Particle boffins show off 'cheap', cute little CosI, world's smallest neutrino detector • The Regist

Aug 11, 2017 12:26

Boffins have built what could be one of the world's smallest working detectors of elusive neutrino particles.

Grad students Bjorn Scholz and Grayson Rich hold neutrino detector CosI during installation. It looks like they are trying to illustrate the concept of a handheld neutrino detector, or maybe mix a martini, but in reality they're carefully holding onto it "for dear life". Pic: Juan Collar, University of Chicago
Neutrinos - elementary particles of physics - come from sources including the Sun, cosmic rays and even nuclear reactions on Earth. They can travel throughout the planet, but they're frustratingly special because you can't observe them directly. They're like ghosts - you can only detect how they interact with matter.
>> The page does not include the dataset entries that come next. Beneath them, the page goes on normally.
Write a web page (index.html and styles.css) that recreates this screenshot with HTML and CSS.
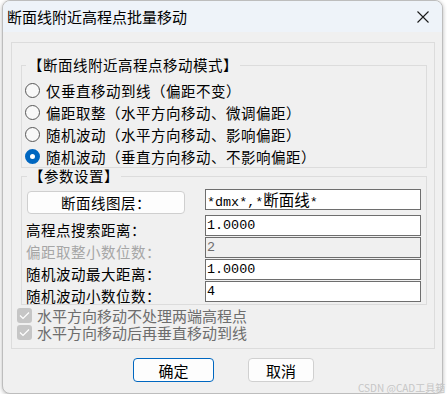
FILE: index.html
```html
<!DOCTYPE html>
<html>
<head>
<meta charset="utf-8">
<link rel="stylesheet" href="styles.css">
</head>
<body>
<div class="window">
  <div class="titlebar">
    <span class="title">断面线附近高程点批量移动</span>
    <svg class="close" width="12" height="12" viewBox="0 0 12 12"><path d="M0.5 0.5 L11.5 11.5 M11.5 0.5 L0.5 11.5" stroke="#1a1a1a" stroke-width="1.1" fill="none"/></svg>
  </div>
  <div class="client">
    <div class="frame">
      <fieldset class="group g-mode">
        <legend>【断面线附近高程点移动模式】</legend>
        <div class="radio"><span class="dot"></span><span>仅垂直移动到线（偏距不变）</span></div>
        <div class="radio"><span class="dot"></span><span>偏距取整（水平方向移动、微调偏距）</span></div>
        <div class="radio"><span class="dot"></span><span>随机波动（水平方向移动、影响偏距）</span></div>
        <div class="radio on"><span class="dot"></span><span>随机波动（垂直方向移动、不影响偏距）</span></div>
      </fieldset>
      <fieldset class="group g-param">
        <legend>【参数设置】</legend>
        <div class="params">
          <div class="layerbtn">断面线图层：</div>
          <div class="field">*dmx*,*<span class="cjk">断面线</span>*</div>
          <div class="lbl">高程点搜索距离：</div>
          <div class="field">1.0000</div>
          <div class="lbl dis">偏距取整小数位数：</div>
          <div class="field dis">2</div>
          <div class="lbl">随机波动最大距离：</div>
          <div class="field">1.0000</div>
          <div class="lbl">随机波动小数位数：</div>
          <div class="field">4</div>
        </div>
      </fieldset>
      <div class="check first"><span class="box"><svg width="11" height="9" viewBox="0 0 11 9"><path d="M1 4.5 L4 7.5 L10 1.5" stroke="#fff" stroke-width="1.2" fill="none"/></svg></span><span>水平方向移动不处理两端高程点</span></div>
      <div class="check"><span class="box"><svg width="11" height="9" viewBox="0 0 11 9"><path d="M1 4.5 L4 7.5 L10 1.5" stroke="#fff" stroke-width="1.2" fill="none"/></svg></span><span>水平方向移动后再垂直移动到线</span></div>
    </div>
    <div class="buttons">
      <div class="btn ok">确定</div>
      <div class="btn cancel">取消</div>
    </div>
  </div>
</div>
<div class="watermark">CSDN @CAD工具箱</div>
</body>
</html>
```

FILE: styles.css
```css
html, body {
  margin: 0;
  background: #ffffff;
}
body {
  position: relative;
  font-family: "Noto Sans CJK SC", sans-serif;
  color: #000;
}
.window {
  margin-left: 2px;
  width: 441px;
  height: 394px;
  box-sizing: border-box;
  border: 1px solid #bdbdbd;
  border-radius: 8px;
  background: #f0f0f0;
  box-shadow: 0 1px 4px rgba(0, 0, 0, 0.28);
}
.titlebar {
  height: 31px;
  display: flex;
  align-items: center;
  justify-content: space-between;
  padding: 0 13px 0 4px;
  background: #eef3f9;
  border-radius: 7px 7px 0 0;
}
.title {
  font-size: 15px;
  line-height: 20px;
}
.client {
  padding: 10px 7px 0 8px;
}
.frame {
  border: 1px solid #dcdcdc;
  padding: 14px 7px 7px 9px;
}
fieldset.group {
  margin: 0;
  border: 1px solid #dcdcdc;
  min-width: 0;
}
legend {
  padding: 0 2px;
  margin-left: 1px;
  line-height: 16px;
  font-size: 14.5px;
  letter-spacing: 0.5px;
}
.g-mode {
  padding: 6px 0 0 3px;
}
.g-param {
  margin-top: 5px;
  padding: 5px 4px 1px 4px;
}
.radio {
  display: flex;
  align-items: center;
  gap: 6px;
  height: 22px;
  font-size: 14.5px;
  letter-spacing: 0.5px;
  white-space: nowrap;
}
.dot {
  width: 13px;
  height: 13px;
  border: 1px solid #575757;
  border-radius: 50%;
  background: #f8f8f8;
  flex: none;
}
.radio.on .dot {
  width: 5px;
  height: 5px;
  border: 5px solid #0067c0;
  background: #ffffff;
}
.params {
  display: grid;
  grid-template-columns: 179px 216px;
  grid-template-rows: 26px 22px 22px 22px 22px;
}
.layerbtn {
  margin: 2px 20px 0 1px;
  height: 23px;
  box-sizing: border-box;
  border: 1px solid #cfcfcf;
  border-radius: 4px;
  background: #fdfdfd;
  display: flex;
  align-items: center;
  justify-content: center;
  font-size: 14.5px;
  letter-spacing: 0.5px;
}
.lbl {
  margin-top: 4px;
  line-height: 22px;
  font-size: 14.5px;
  letter-spacing: 0.5px;
  white-space: nowrap;
}
.lbl.dis {
  color: #a6a6a6;
}
.field {
  align-self: start;
  height: 21px;
  box-sizing: border-box;
  border: 1px solid #6e6e6e;
  background: #ffffff;
  font-family: "Liberation Mono", "Noto Sans CJK SC", monospace;
  font-size: 13.4px;
  line-height: 19px;
  padding-left: 1px;
  white-space: nowrap;
  overflow: hidden;
}
.field .cjk {
  font-family: "Noto Sans CJK SC", sans-serif;
  font-size: 15.5px;
}
.field.dis {
  background: #f0f0f0;
  color: #6d6d6d;
}
.check {
  display: flex;
  align-items: center;
  gap: 5px;
  height: 17px;
  margin-left: -4px;
  font-size: 15px;
  line-height: 17px;
  color: #6d6d6d;
  white-space: nowrap;
}
.check.first {
  margin-top: 2px;
}
.box {
  width: 15px;
  height: 15px;
  border-radius: 3px;
  background: #c6c6c6;
  display: flex;
  align-items: center;
  justify-content: center;
  flex: none;
}
.buttons {
  display: flex;
  gap: 34px;
  margin-top: 9px;
  padding-left: 122px;
}
.btn {
  height: 24px;
  box-sizing: border-box;
  border: 1px solid #d0d0d0;
  border-radius: 4px;
  background: #fdfdfd;
  display: flex;
  align-items: center;
  justify-content: center;
  font-size: 15px;
}
.btn.ok {
  width: 81px;
  border-color: #0067c0;
}
.btn.cancel {
  width: 66px;
}
.watermark {
  position: absolute;
  left: 358px;
  top: 381px;
  font-size: 10px;
  line-height: 14px;
  color: #c6c6c6;
  white-space: nowrap;
}
```
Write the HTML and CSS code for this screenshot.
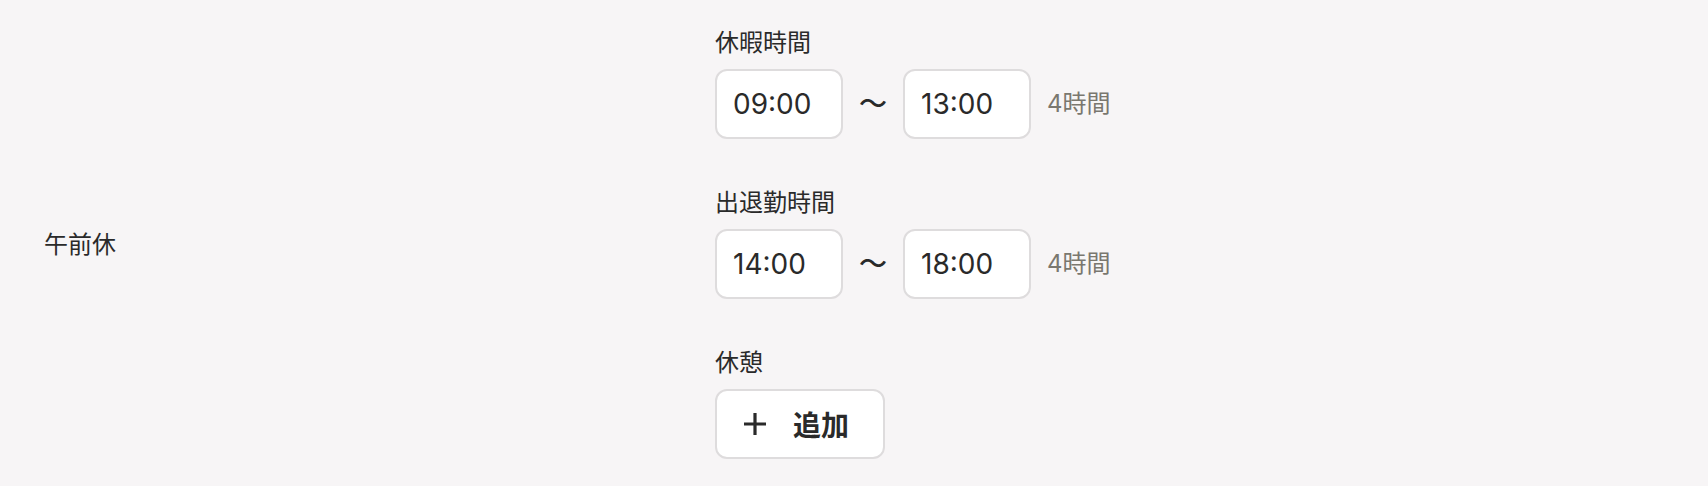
FILE: index.html
```html
<!DOCTYPE html>
<html lang="ja">
<head>
    <meta charset="UTF-8">
    <meta name="viewport" content="width=device-width, initial-scale=1.0">
    <title>午前休</title>
    <link rel="stylesheet" href="styles.css">
</head>
<body>

    <!-- 休暇の種類ごとの行 -->
    <div class="leave-row">
        <div class="leave-type">午前休</div>

        <div class="leave-fields">
            <!-- 休暇時間 -->
            <div class="field">
                <div class="field-label">休暇時間</div>
                <div class="time-range">
                    <div class="time-box">09:00</div>
                    <span class="tilde">〜</span>
                    <div class="time-box">13:00</div>
                    <span class="duration">4時間</span>
                </div>
            </div>

            <!-- 出退勤時間 -->
            <div class="field">
                <div class="field-label">出退勤時間</div>
                <div class="time-range">
                    <div class="time-box">14:00</div>
                    <span class="tilde">〜</span>
                    <div class="time-box">18:00</div>
                    <span class="duration">4時間</span>
                </div>
            </div>

            <!-- 休憩 -->
            <div class="field">
                <div class="field-label">休憩</div>
                <button class="add-button">
                    <svg class="plus-icon" width="24" height="24" viewBox="0 0 24 24" fill="none" stroke="currentColor" stroke-width="3.2">
                        <path d="M12 1v22M1 12h22"/>
                    </svg>
                    <span>追加</span>
                </button>
            </div>
        </div>
    </div>

</body>
</html>
```

FILE: styles.css
```css
body {
    font-family: Inter, "Noto Sans CJK JP", sans-serif;
    margin: 0;
    padding: 0;
    background-color: #f7f5f6;
    color: #2a2a2a;
}

/* 行全体 */
.leave-row {
    display: flex;
    align-items: center;
    padding: 25px 0 26px 44px;
}

.leave-type {
    width: 671px;
    margin-top: 6px;
    font-size: 24px;
    line-height: 36px;
}

/* 右側の入力欄 */
.leave-fields {
    display: flex;
    flex-direction: column;
    gap: 46px;
}

.field-label {
    font-size: 24px;
    line-height: 36px;
    margin-bottom: 8px;
}

.time-range {
    display: flex;
    align-items: center;
    gap: 16px;
}

.time-box {
    width: 128px;
    height: 70px;
    box-sizing: border-box;
    display: flex;
    align-items: center;
    padding: 0 16px;
    background-color: #fff;
    border: 2px solid #dedcdd;
    border-radius: 12px;
    font-size: 28px;
}

.tilde {
    font-size: 28px;
    line-height: 1;
    font-weight: 500;
}

.duration {
    font-size: 24px;
    line-height: 1;
    color: #7a776f;
}

/* 追加ボタン */
.add-button {
    display: flex;
    align-items: center;
    gap: 26px;
    height: 70px;
    padding: 0 34px 0 26px;
    background-color: #fff;
    border: 2px solid #dedcdd;
    border-radius: 12px;
    font-family: inherit;
    font-size: 28px;
    font-weight: bold;
    color: #2a2a2a;
    cursor: pointer;
}

.plus-icon {
    display: block;
}
```
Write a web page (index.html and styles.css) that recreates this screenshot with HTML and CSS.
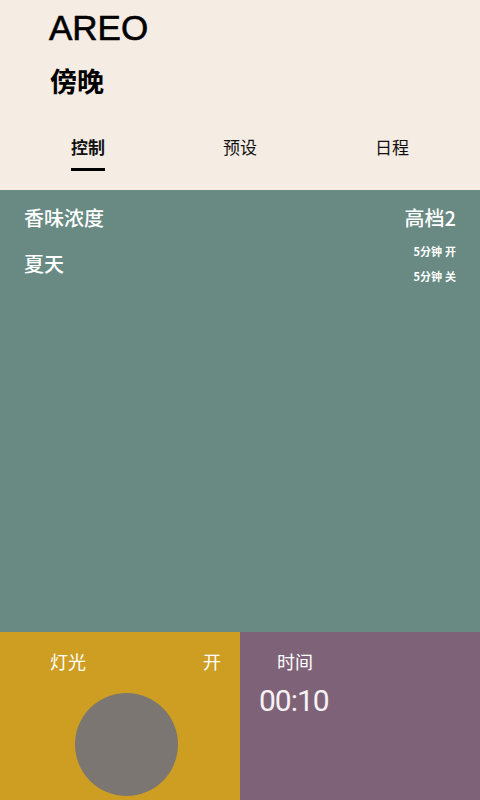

To measure these interactions, physicists typically use bulky detectors on the order of metric tonnes. Frederick Reines - who was recognised with the 1995 Nobel Prize in Physics for his 1956 work with Clyde Cowan on first detecting neutrinos - employed an approximately four metric tonne detector to observe the inverse of a reaction called beta decay, which is when a neutron radioactively decays into a proton, electron and anti-neutrino.

The large size of detectors is partly because some types of neutrino interactions are very unlikely, so you normally need a very large instrument to get a good view.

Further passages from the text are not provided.